A live performance including a man at a piano.
A live performance including a man at a piano.

Julie Mehretu and Jason Moran, performance still of MASS (HOWL, eon), 2017. Cornet and effects: Graham Haynes; drums: Jamire Williams; piano and compositions: Jason Moran; paintings by Julie Mehretu; production: Esa Nickle and Raul Zbengheci (associate producer); sound engineering: Sascha Von Oertzen; editing: Charles Cohen; video engineering: Brendan Bercik; lighting design: Wild Dogs International; set fabrication: Standard and Supply. Performa 17 Commission as part of AFROGLOSSIA; courtesy the artists and Performa, New York. Photograph © Paula Court. Paintings © Julie Mehretu

Just after the 2016 U.S. presidential election, visual artist Julie Mehretu temporarily moved her studio to a neo-Gothic former parish in Harlem. There she created a pair of monumental paintings titled HOWL, eon (I, II), which had been commissioned by the San Francisco Museum of Modern Art. The abstract works are based on distorted images of contemporary land and racial protests as well as mid-nineteenth-century depictions of the American West.

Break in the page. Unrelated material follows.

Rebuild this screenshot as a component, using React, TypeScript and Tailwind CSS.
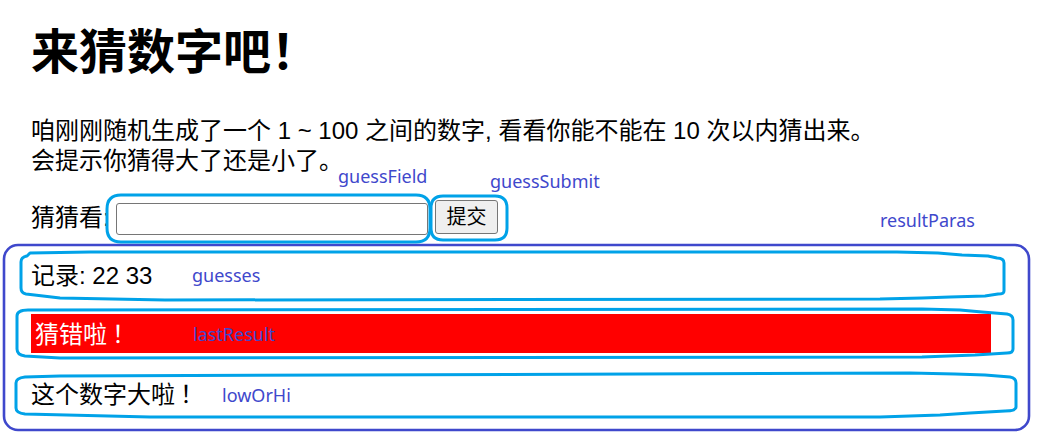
import React from 'react'

const body = '"Liberation Sans", "Noto Sans CJK SC", sans-serif'
const note = '"Noto Sans", "Liberation Sans", sans-serif'

function Note({ text, className }: { text: string; className: string }) {
  return (
    <div
      className={`absolute text-[18px] leading-none text-[#3f48cc] whitespace-nowrap ${className}`}
      style={{ fontFamily: note }}
    >
      {text}
    </div>
  )
}

export default function App() {
  return (
    <div className="relative w-[1043px] h-[448px] overflow-hidden bg-white text-black" style={{ fontFamily: body }}>
      <div className="w-[991px] pl-[31px] text-[24px]">
        <h1 className="mt-[25px] h-[56px] text-[48px] leading-[56px] font-bold">来猜数字吧！</h1>
        <p className="mt-[35px] leading-[30px]">
          咱刚刚随机生成了一个 1 ~ 100 之间的数字, 看看你能不能在 10 次以内猜出来。
          <br />
          会提示你猜得大了还是小了。
        </p>
        <div className="mt-[24px] flex h-[36px] items-center">
          <label className="w-[85px] whitespace-nowrap leading-[28px]">猜猜看:</label>
          <input className="mt-[2px] h-[32px] w-[312px] rounded-[3px] border border-[#767676] bg-white px-1 outline-none" />
          <button className="ml-[7px] mb-[2px] h-[34px] w-[63px] rounded-[3px] border border-[#767676] bg-[#efefef] text-[20px] leading-none">
            提交
          </button>
        </div>
        <div className="flex flex-col">
          <p className="mt-[26px] leading-[28px]">记录: 22 33</p>
          <p className="mt-[24px] bg-[#ff0000] px-[4px] pt-[5px] pb-[3px] leading-[31px] text-white">
            猜错啦<span className="ml-[5px]">！</span>
          </p>
          <p className="mt-[28px] leading-[28px]">
            这个数字大啦<span className="ml-[5px]">！</span>
          </p>
        </div>
      </div>

      <svg className="pointer-events-none absolute left-0 top-0" width="1043" height="448" viewBox="0 0 1043 448" fill="none">
        <rect x="4" y="245" width="1025" height="185" rx="14" stroke="#3f48cc" strokeWidth="2.6" />
        <g stroke="#00a2e8" strokeWidth="3" strokeLinejoin="round">
          <path d="M121 195 H416 Q430 195 430 209 V228 Q430 242 416 242 H121 Q107 242 107 228 V209 Q107 195 121 195 Z" />
          <path d="M443 196 H495 Q507 196 507 208 V228 Q507 240 495 240 H443 Q431 240 431 228 V208 Q431 196 443 196 Z" />
          <path d="M30 253 L90 252 L897 252 L938 253 L962 255 L988 256 L997 258 Q1004 258 1004 263 L1004 291 Q1004 294 998 294 L985 296 L950 297 L922 298 L880 299 L165 300 L60 298 L26 294 Q21 293 21 288 L21 262 Q21 257 27 256 Z" />
          <path d="M28 310 L922 309 L960 310 L982 312 L1007 314 Q1013 315 1013 320 L1013 349 Q1013 353 1007 353 L975 355 L922 357 L60 358 L25 356 Q17 355 17 349 L17 316 Q17 310 28 310 Z" />
          <path d="M25 377 L60 376 L910 373 L955 374 L985 375 L1010 377 Q1016 378 1016 383 L1016 407 Q1016 411 1005 411 L970 413 L940 415 L880 417 L150 417 L25 414 Q16 413 16 408 L16 383 Q16 378 25 377 Z" />
        </g>
      </svg>

      <Note text="guessField" className="left-[338px] top-[167px]" />
      <Note text="guessSubmit" className="left-[490px] top-[172px]" />
      <Note text="resultParas" className="left-[880px] top-[211px]" />
      <Note text="guesses" className="left-[192px] top-[266px]" />
      <Note text="lastResult" className="left-[193px] top-[325px]" />
      <Note text="lowOrHi" className="left-[222px] top-[386px]" />
    </div>
  )
}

Mehretu invited Moran to join her while she worked on the massive paintings. In winter and spring 2017, he composed and improvised a set of phrases and gestures that respond to Mehretu’s mark-making, exploring fragments of hymns, erasure, and repetition. The collaboration expanded into a Performa commission titled MASS (HOWL, eon), which premiered in the same space where it was conceived. Moran performed an hour-long score, with musicians Graham Haynes and Jamire Williams, as videos animating details of Mehretu’s paintings were projected onto two screens that surrounded the ensemble.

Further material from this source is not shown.